- IATA: none; ICAO: none; FAA LID: 4G7;

Summary
- Airport type: Public
- Owner: Fairmont-Marion County Regional Airport Authority
- Serves: Fairmont, West Virginia
- Elevation AMSL: 1,029 ft (314 m)
- Coordinates: 39°26′52″N 080°10′03″W﻿ / ﻿39.44778°N 80.16750°W

Map
- 4G7 Location of airport in West Virginia

Runways
| Direction | Length |  | Surface |
| ft | m |
| 5/23 | 3,194 | 974 | Asphalt |

Statistics (2008)
- Aircraft operations: 7,900
- Based aircraft: 30
- Source: Federal Aviation Administration

= Fairmont Municipal Airport (West Virginia) =

Fairmont Municipal Airport , also known as Frankman Field, is a public use airport located two nautical miles (4 km) southwest of the central business district of Fairmont, a city in Marion County, West Virginia, United States. It is owned by the Fairmont-Marion County Regional Airport Authority. This airport is included in the National Plan of Integrated Airport Systems for 2011–2015, which categorized it as a general aviation facility.

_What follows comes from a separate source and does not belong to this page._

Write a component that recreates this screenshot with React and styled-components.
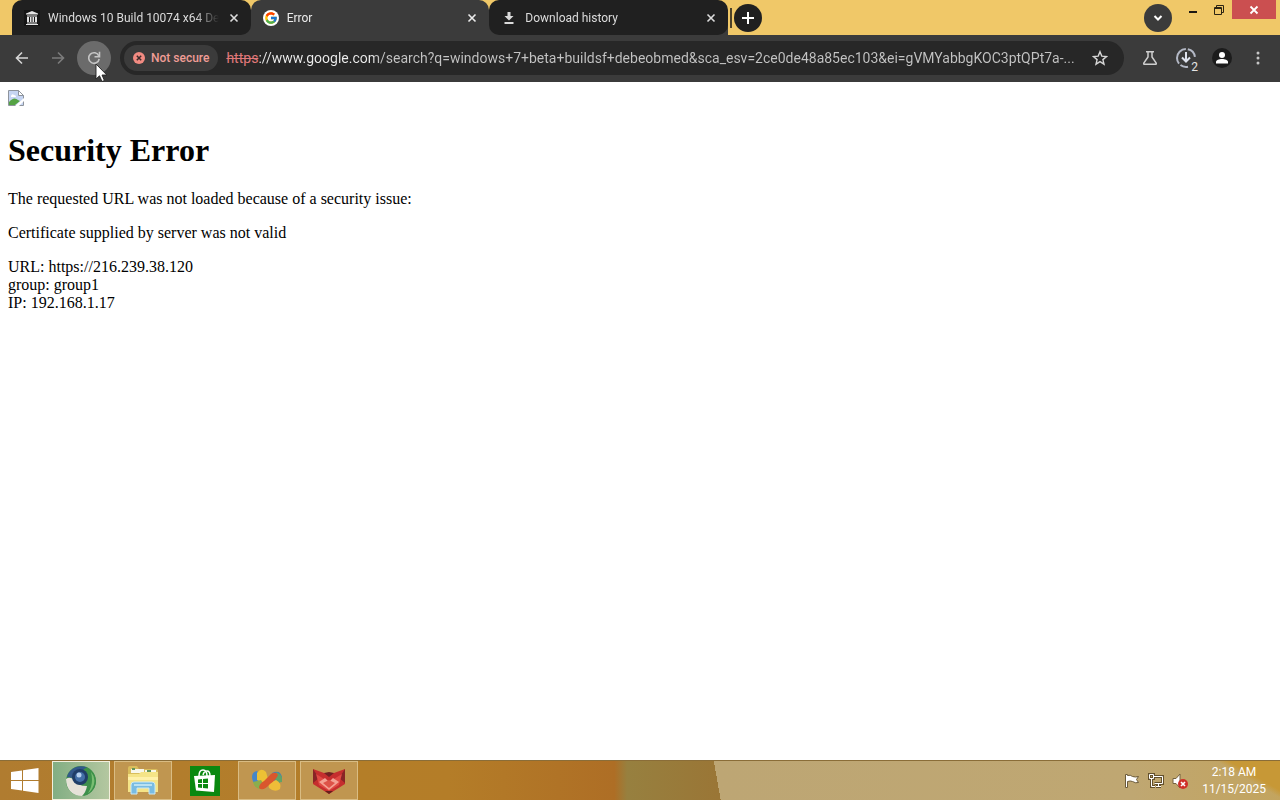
import React, { useState } from "react";
import styled, { createGlobalStyle, css } from "styled-components";
import { FcGoogle } from "react-icons/fc";

const PATH =
  "://www.google.com/search?q=windows+7+beta+buildsf+debeobmed&sca_esv=2ce0de48a85ec103&ei=gVMYabbgKOC3ptQPt7a-...";

const TABS = [
  { id: 1, title: "Windows 10 Build 10074 x64 De", icon: <ArchiveIcon /> },
  { id: 2, title: "Error", icon: <GoogleIcon /> },
  { id: 3, title: "Download history", icon: <DownloadIcon /> },
];

const TASKS = [
  { id: "browser", label: "Browser", state: "active", icon: <BrowserIcon /> },
  { id: "files", label: "File Explorer", state: "open", icon: <FolderIcon /> },
  { id: "store", label: "Store", state: "idle", icon: <StoreIcon /> },
  { id: "butterfly", label: "Messenger", state: "open", icon: <ButterflyIcon /> },
  { id: "fox", label: "Fox", state: "open", icon: <FoxIcon /> },
];

export default function App() {
  const [activeTab, setActiveTab] = useState(2);

  const renderTab = ({ id, title, icon }) => (
    <S.Tab key={id} $active={id === activeTab}>
      <S.TabLabel onClick={() => setActiveTab(id)}>
        {icon}
        <span>{title}</span>
      </S.TabLabel>
      <S.TabClose aria-label={`Close ${title}`}>
        <svg width="10" height="10" viewBox="0 0 10 10">
          <path d="M1.500 1.500l7 7M8.500 1.500l-7 7" stroke="currentColor" strokeWidth="1.6" />
        </svg>
      </S.TabClose>
    </S.Tab>
  );

  const renderTask = ({ id, label, state, icon }) => (
    <S.Task key={id} $state={state} aria-label={label}>
      {icon}
    </S.Task>
  );

  return (
    <S.Screen>
      <GlobalStyle />

      <S.TitleBar>
        <S.TabStrip>{TABS.map(renderTab)}</S.TabStrip>
        <S.Divider />
        <S.RoundButton aria-label="New tab">
          <svg width="14" height="14" viewBox="0 0 14 14">
            <path d="M7 1v12M1 7h12" stroke="#fff" strokeWidth="2" />
          </svg>
        </S.RoundButton>
        <S.WindowControls>
          <S.RoundButton $light aria-label="Search tabs">
            <svg width="10" height="8" viewBox="0 0 10 8">
              <path d="M1.500 2L5 5.500 8.500 2" fill="none" stroke="#fff" strokeWidth="2" />
            </svg>
          </S.RoundButton>
          <S.WindowButton aria-label="Minimize">
            <svg width="10" height="10" viewBox="0 0 10 10">
              <path d="M1 7h8" stroke="#1c1812" strokeWidth="2" />
            </svg>
          </S.WindowButton>
          <S.WindowButton aria-label="Restore">
            <svg width="12" height="12" viewBox="0 0 12 12">
              <g fill="none" stroke="#2c2412">
                <path d="M3.500 3V1.500h7v7H9" />
                <path d="M1.500 3.500h7v7h-7z" />
                <path d="M1 4.500h8" />
              </g>
            </svg>
          </S.WindowButton>
          <S.WindowButton $close aria-label="Close window">
            <svg width="10" height="10" viewBox="0 0 10 10">
              <path d="M1.500 1.500l7 7M8.500 1.500l-7 7" stroke="#fff" strokeWidth="1.8" />
            </svg>
          </S.WindowButton>
        </S.WindowControls>
      </S.TitleBar>

      <S.Toolbar>
        <S.IconButton aria-label="Back">
          <svg width="14" height="14" viewBox="0 0 14 14">
            <path d="M13 7H2M7 1.500L1.500 7 7 12.500" fill="none" stroke="#d6d6d6" strokeWidth="1.600" />
          </svg>
        </S.IconButton>
        <S.IconButton aria-label="Forward" disabled>
          <svg width="14" height="14" viewBox="0 0 14 14">
            <path d="M1 7h11M7 1.500L12.500 7 7 12.500" fill="none" stroke="#7c7c7c" strokeWidth="1.600" />
          </svg>
        </S.IconButton>
        <S.IconButton $hover aria-label="Reload">
          <svg width="14" height="14" viewBox="0 0 14 14">
            <path d="M11.800 4.800A5.300 5.300 0 1 0 12.200 8" fill="none" stroke="#c6c6c6" strokeWidth="1.6" />
            <path d="M12.500 0.800v5h-5" fill="none" stroke="#c6c6c6" strokeWidth="1.6" />
          </svg>
          <S.Pointer width="13" height="20" viewBox="0 0 13 20">
            <path
              d="M1 1v15l3.500-3.200L7 18.500l2.400-1L7 12h4.800z"
              fill="#fff"
              stroke="#222"
              strokeWidth="0.900"
            />
          </S.Pointer>
        </S.IconButton>

        <S.Omnibox>
          <S.Chip>
            <svg width="12" height="12" viewBox="0 0 12 12">
              <circle cx="6" cy="6" r="6" fill="#f28b82" />
              <path d="M3.800 3.800l4.400 4.400M8.200 3.800L3.800 8.200" stroke="#3c2a2a" strokeWidth="1.500" />
            </svg>
            Not secure
          </S.Chip>
          <S.Address>
            <del>https</del>
            <input type="text" aria-label="Address" defaultValue={PATH} spellCheck={false} />
          </S.Address>
          <S.StarButton aria-label="Bookmark this tab">
            <svg width="16" height="16" viewBox="0 0 16 16">
              <path
                d="M8 1.700l1.800 4.400 4.700.4-3.600 3.100 1.100 4.600L8 11.700l-4 2.500 1.100-4.600L1.500 6.500l4.700-.4z"
                fill="none"
                stroke="#d6d6d6"
                strokeWidth="1.400"
              />
            </svg>
          </S.StarButton>
        </S.Omnibox>

        <S.IconButton aria-label="Experiments">
          <svg width="16" height="16" viewBox="0 0 16 16">
            <path
              d="M4 1.700h8M6 2v5L1.800 13.200q-.4 1.100.8 1.100h10.800q1.200 0 .8-1.100L10 7V2"
              fill="none"
              stroke="#cfcfcf"
              strokeWidth="1.500"
            />
          </svg>
        </S.IconButton>
        <S.IconButton aria-label="Downloads">
          <svg width="22" height="22" viewBox="0 0 22 22">
            <circle
              cx="11"
              cy="11"
              r="9"
              fill="none"
              stroke="#b4b9c6"
              strokeWidth="2"
              strokeDasharray="0 12 8 2 20 2 11 2"
            />
            <path d="M11 5v9M7 10.500l4 4 4-4" fill="none" stroke="#dfe3ee" strokeWidth="2" />
          </svg>
          <S.Count>2</S.Count>
        </S.IconButton>
        <S.IconButton aria-label="Profile">
          <svg width="20" height="20" viewBox="0 0 20 20">
            <circle cx="10" cy="10" r="10" fill="#1c1c1c" />
            <circle cx="10" cy="7" r="3" fill="#fff" />
            <path d="M4 15.500v-1.500c0-4 12-4 12 0v1.500z" fill="#fff" />
          </svg>
        </S.IconButton>
        <S.IconButton aria-label="Menu">
          <svg width="4" height="16" viewBox="0 0 4 16">
            <g fill="#c6c6c6">
              <circle cx="2" cy="3" r="1.500" />
              <circle cx="2" cy="8" r="1.500" />
              <circle cx="2" cy="13" r="1.500" />
            </g>
          </svg>
        </S.IconButton>
      </S.Toolbar>

      <S.Page>
        <BrokenImage />
        <h1>Security Error</h1>
        <p>The requested URL was not loaded because of a security issue:</p>
        <p>Certificate supplied by server was not valid</p>
        <p>
          URL: https://216.239.38.120
          <br />
          group: group1
          <br />
          IP: 192.168.1.17
        </p>
      </S.Page>

      <S.Taskbar>
        <S.Start aria-label="Start">
          <svg width="28" height="26" viewBox="0 0 28 26">
            <path d="M0 4l11-1.600V12H0zM12 2.200L27.500 0v12H12zM0 13h11v9.600L0 21zM12 13h15.500v12L12 22.800z" fill="#fff" />
          </svg>
        </S.Start>
        <S.Tasks>{TASKS.map(renderTask)}</S.Tasks>
        <S.Tray>
          <FlagIcon />
          <NetworkIcon />
          <VolumeIcon />
          <S.Clock>
            <span>2:18 AM</span>
            <span>11/15/2025</span>
          </S.Clock>
        </S.Tray>
      </S.Taskbar>
    </S.Screen>
  );
}

function ArchiveIcon() {
  return (
    <svg width="16" height="16" viewBox="0 0 16 16">
      <rect width="16" height="16" fill="#151515" />
      <path
        d="M8 1l6 2.500v1H2v-1zM3 5.500h10v1H3zM3 7h2v5H3zM6 7h1.500v5H6zM8.500 7H10v5H8.500zM11 7h2v5h-2zM3 12.500h10v1H3zM2 14h12v1H2z"
        fill="#e4e4e4"
      />
    </svg>
  );
}

function GoogleIcon() {
  return (
    <S.Favicon>
      <FcGoogle size={14} />
    </S.Favicon>
  );
}

function DownloadIcon() {
  return (
    <svg width="16" height="16" viewBox="0 0 16 16">
      <path d="M6.500 2h3v4h3L8 10.500 3.500 6h3zM3.500 12h9v2h-9z" fill="#dadada" />
    </svg>
  );
}

function BrokenImage() {
  return (
    <svg width="16" height="16" viewBox="0 0 16 16">
      <path d="M.5.5h10l5 5v10H.5z" fill="#c6d5f2" stroke="#8e949d" />
      <path d="M10.500.500v5h5z" fill="#fff" stroke="#8e949d" />
      <path d="M3 6q1-3 3-1 2 0 2 2H3z" fill="#fff" />
      <path d="M1 15v-3q5-6 9-2l2 1-5 4z" fill="#55a344" />
      <path d="M7 16l9-8v3l-5 5z" fill="#fff" />
    </svg>
  );
}

function BrowserIcon() {
  return (
    <svg width="32" height="32" viewBox="0 0 32 32">
      <circle cx="16" cy="16" r="15" fill="#3f8f4d" />
      <path d="M2 12C4 4 13-1 22 2.500c-2 5-9 4-11 11z" fill="#33598a" />
      <path d="M22 2.500A15 15 0 0 1 18 31q9-8 5-16-1-4-7-6 1-5 6-6.500z" fill="#3d9149" />
      <path d="M26 7a14 14 0 0 1 1 17q-2 3-4 4 6-9 3-21z" fill="#79bd72" />
      <path d="M1 14q4-3 8 1 3 6 13 6-1 6-5 10C7 31 1 24 1 14z" fill="#e6e2d8" />
      <circle cx="15" cy="12" r="8" fill="#203e68" />
      <circle cx="15" cy="12" r="5" fill="#426fa7" />
      <circle cx="14" cy="10" r="2.500" fill="#b6d1ee" />
    </svg>
  );
}

function FolderIcon() {
  return (
    <svg width="32" height="32" viewBox="0 0 32 32">
      <path d="M1 3q0-2 2-2h7l2 3h17q2 0 2 2v20H1z" fill="#d9bd5c" />
      <path d="M4 4h13v4H4zM18 5h11v4H18z" fill="#f8f7e9" />
      <path d="M5 3h3v2H5zM20 5h4v2h-4z" fill="#63945b" />
      <path d="M1 9h11l2-2h17v20H1z" fill="#f5e487" />
      <path d="M1 12h30v3H1z" fill="#fff1a9" />
      <path d="M4 29V20q0-3 3-3h18q3 0 3 3v9h-6v-6H10v6z" fill="#79bce2" stroke="#cae9f5" />
      <path d="M7 20h18" stroke="#b9e1f2" strokeWidth="2" />
    </svg>
  );
}

function StoreIcon() {
  return (
    <svg width="30" height="30" viewBox="0 0 30 30">
      <rect width="30" height="30" fill="#0a8810" />
      <path d="M9 10q0-6 4-6t4 6M13 9q1-4 4-4t3 5" fill="none" stroke="#fff" strokeWidth="1.500" />
      <path d="M4 10l21-1-1 17-18-1.500z" fill="#fff" />
      <path d="M8 13.500l4-.5v4H8zM13 13l5-.6V17h-5zM8 18h4v4l-4-.5zM13 18h5v4.600l-5-.5z" fill="#0a8810" />
    </svg>
  );
}

function ButterflyIcon() {
  return (
    <svg width="32" height="32" viewBox="0 0 32 32">
      <path d="M1 12q0-5 5-6l6 8-5 6Q1 18 1 12z" fill="#4786c8" />
      <path d="M6 8q4-6 9-1l2 7-5 4-6-3z" fill="#edc134" />
      <path d="M2 17l8-2 3 5-4 4q-6-1-7-7z" fill="#8bad4d" />
      <path d="M21 8q8-4 10 4 0 6-5 6l-6-3z" fill="#467eba" />
      <path d="M25 7q7 2 6 10l-7 1z" fill="#61a266" />
      <path d="M17 18l8-3q6 3 4 9-5 4-11-1z" fill="#eebd38" />
      <path d="M8 23q0-4 5-7l7-7q5-3 7 1-2 5-8 9-7 8-11 4z" fill="#d9572d" />
    </svg>
  );
}

function FoxIcon() {
  return (
    <svg width="34" height="32" viewBox="0 0 34 32">
      <path d="M1 4l11 4h10l11-4v15L17 29 1 19z" fill="#c52e2e" />
      <path d="M1 4l6 9-6 5zM33 4l-6 9 6 5z" fill="#892426" />
      <path d="M12 8l5 4 5-4-5-1z" fill="#722022" />
      <path d="M4 9l13 8 13-8-3 11-10 6-10-6z" fill="#e04a43" />
      <path d="M7 17l6-4 4 4 4-4 6 4-10 8z" fill="#f4a193" />
      <path d="M11 18l6-3 6 3-6 5z" fill="#dd5348" />
      <path d="M13 26l4 3 4-3z" fill="#65201e" />
    </svg>
  );
}

function FlagIcon() {
  return (
    <svg width="16" height="16" viewBox="0 0 16 16">
      <path d="M1.500 1.500h2v1q3-1 5 1 3 1 6 0l-2 3 2 3q-3 1-6-1-2-1-5 0v6h-2z" fill="#fff" stroke="#6b5a39" />
    </svg>
  );
}

function NetworkIcon() {
  return (
    <svg width="16" height="16" viewBox="0 0 16 16">
      <g fill="none" stroke="#63502c" strokeWidth="3">
        <path d="M6 3.500h8.500v7h-8M8 13.500h5M10.500 11v2M3.500 6v7.500H7" />
        <path d="M1.500 1.500h4v4h-4z" />
      </g>
      <g fill="none" stroke="#fff">
        <path d="M6 3.500h8.500v7h-8M8 13.500h5M10.500 11v2M3.500 6v7.500H7" />
        <path d="M1.500 1.500h4v4h-4z" />
      </g>
    </svg>
  );
}

function VolumeIcon() {
  return (
    <svg width="16" height="16" viewBox="0 0 16 16">
      <path d="M1 5.500h3l4-4.500v14l-4-4.500H1z" fill="#fff" stroke="#766340" />
      <circle cx="11" cy="11" r="5" fill="#cf3029" />
      <path d="M9 9l4 4M13 9l-4 4" stroke="#fff" strokeWidth="1.600" />
    </svg>
  );
}

const GlobalStyle = createGlobalStyle`
  * {
    box-sizing: border-box;
  }

  body {
    margin: 0;
    background: #fff;
  }

  button {
    display: flex;
    align-items: center;
    justify-content: center;
    border: 0;
    padding: 0;
    background: none;
    font: inherit;
    color: inherit;
  }

  svg {
    flex: none;
  }
`;

const S = {
  Screen: styled.div`
    display: flex;
    flex-direction: column;
    min-height: 100vh;
    font-family: Roboto, "Noto Sans", sans-serif;
  `,

  TitleBar: styled.header`
    display: flex;
    align-items: center;
    height: 35px;
    padding-left: 12px;
    background: #f0c868;
  `,

  TabStrip: styled.div`
    display: flex;
    flex: 0 1 716px;
    min-width: 0;
    align-self: stretch;
    border-radius: 10px 10px 0 0;
    background: linear-gradient(#f0c868 50%, #3b3b3b 50%);
  `,

  Tab: styled.div`
    display: flex;
    align-items: center;
    flex: 1 1 0;
    min-width: 0;
    gap: 8px;
    padding: 0 10px 0 12px;
    border-radius: 10px;
    background: #202020;
    color: #dcdcdc;

    &:first-child {
      border-bottom-left-radius: 0;
    }

    ${({ $active }) =>
      $active &&
      css`
        border-radius: 10px 10px 0 0;
        background: #3b3b3b;
        color: #ececec;
      `}
  `,

  TabLabel: styled.button`
    && {
      flex: 1;
      min-width: 0;
      justify-content: flex-start;
      gap: 8px;
      font-size: 12px;
      line-height: 20px;
    }

    span {
      flex: 1;
      overflow: hidden;
      text-align: left;
      white-space: nowrap;
      mask-image: linear-gradient(to right, #000 86%, transparent);
    }
  `,

  TabClose: styled.button`
    && {
      width: 14px;
      height: 20px;
    }
  `,

  Favicon: styled.i`
    display: flex;
    align-items: center;
    justify-content: center;
    width: 16px;
    height: 16px;
    border-radius: 50%;
    background: #fff;
  `,

  Divider: styled.i`
    width: 2px;
    height: 20px;
    margin: 0 2px;
    background: #4c4128;
  `,

  RoundButton: styled.button`
    && {
      flex: none;
      width: 28px;
      height: 28px;
      border-radius: 50%;
      background: ${({ $light }) => ($light ? "#3b3b3b" : "#202020")};
    }
  `,

  WindowControls: styled.div`
    display: flex;
    align-items: center;
    align-self: stretch;
    margin-left: auto;
    padding-right: 4px;

    ${() => S.RoundButton} {
      margin-right: 8px;
    }
  `,

  WindowButton: styled.button`
    && {
      align-self: flex-start;
      width: ${({ $close }) => ($close ? "44px" : "26px")};
      height: 19px;
      background: ${({ $close }) => ($close ? "#cb4f50" : "none")};
    }
  `,

  Toolbar: styled.div`
    display: flex;
    align-items: center;
    gap: 2px;
    height: 47px;
    padding: 0 5px 2px;
    background: #3b3b3b;
  `,

  IconButton: styled.button`
    && {
      position: relative;
      flex: none;
      width: 34px;
      height: 34px;
      border-radius: 50%;
      background: ${({ $hover }) => ($hover ? "#6b6b6b" : "none")};
    }
  `,

  Pointer: styled.svg`
    position: absolute;
    top: 22px;
    left: 18px;
    z-index: 1;
  `,

  Count: styled.span`
    position: absolute;
    right: 5px;
    bottom: 2px;
    padding-left: 1px;
    background: #3b3b3b;
    font-size: 12px;
    line-height: 12px;
    color: #e4e4e4;
  `,

  Omnibox: styled.div`
    display: flex;
    align-items: center;
    flex: 1;
    min-width: 0;
    height: 34px;
    margin: 0 7px;
    padding: 0 8px 0 4px;
    border-radius: 17px;
    background: #272727;
  `,

  Chip: styled.button`
    && {
      flex: none;
      gap: 6px;
      height: 26px;
      padding: 0 9px;
      border-radius: 13px;
      background: #3b3b3b;
      font-size: 12px;
      font-weight: 500;
      color: #f09d96;
    }
  `,

  Address: styled.label`
    display: flex;
    align-items: center;
    flex: 1;
    min-width: 0;
    padding: 0 4px 0 8px;
    font-size: 14px;
    line-height: 20px;

    del {
      color: #e0787a;
    }

    input {
      flex: 1;
      min-width: 0;
      border: 0;
      outline: 0;
      padding: 0;
      background: linear-gradient(to right, #eeeeee 116px, #c4c4c4 116px);
      background-clip: text;
      font: inherit;
      color: transparent;
      caret-color: #fff;
    }
  `,

  StarButton: styled.button`
    && {
      width: 32px;
      height: 28px;
    }
  `,

  Page: styled.main`
    flex: 1;
    padding: 8px;
    background: #fff;
    color: #000;
    font-family: "Liberation Serif", serif;
    font-size: 16px;
    line-height: 18px;

    > svg {
      display: block;
    }

    h1 {
      margin: 24px 0 20px;
      font-size: 32px;
      line-height: 40px;
    }

    p {
      margin: 0 0 16px;
    }
  `,

  Taskbar: styled.footer`
    display: flex;
    align-items: stretch;
    height: 40px;
    border-top: 1px solid #8a6d38;
    background: linear-gradient(30deg, transparent 50%, #c79836 60%) right / 60px 40px no-repeat,
      linear-gradient(80deg, transparent 56%, #bda674 56%, #bfa772 88%, #c3a45e),
      linear-gradient(to right, #b07c30 0, #b47e28 28%, #b47d28 35%, #ae6e25 48%, #97803f 49%, #9a7636 56%);
  `,

  Start: styled.button`
    && {
      width: 50px;
    }
  `,

  Tasks: styled.nav`
    display: flex;
    gap: 4px;
    padding-left: 2px;
  `,

  Task: styled.button`
    && {
      width: 58px;
      border: 1px solid transparent;

      ${({ $state }) =>
        $state === "open" &&
        css`
          border-color: #d9bc83;
          background: #c09650;
        `}

      ${({ $state }) =>
        $state === "active" &&
        css`
          border-color: #f3efdc;
          background: linear-gradient(to right, #82ae83, #b4c7a0);
        `}
    }
  `,

  Tray: styled.div`
    display: flex;
    align-items: center;
    gap: 8px;
    margin-left: auto;
    padding-right: 14px;
  `,

  Clock: styled.time`
    display: flex;
    flex-direction: column;
    align-items: center;
    margin-left: 6px;
    font-size: 12px;
    line-height: 17px;
    color: #fff;
  `,
};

== Facilities and aircraft ==
Fairmont Municipal Airport covers an area of 20 acres (8 ha) at an elevation of 1,029 feet (314 m) above mean sea level. It has one runway designated 5/23 with an asphalt surface measuring 2,965 by 75 feet (904 x 23 m).

For the 12-month period ending July 2, 2008, the airport had 7,900 aircraft operations, an average of 21 per day: 94% general aviation and 6% military. At that time there were 30 aircraft based at this airport: 90% single-engine and 10% multi-engine.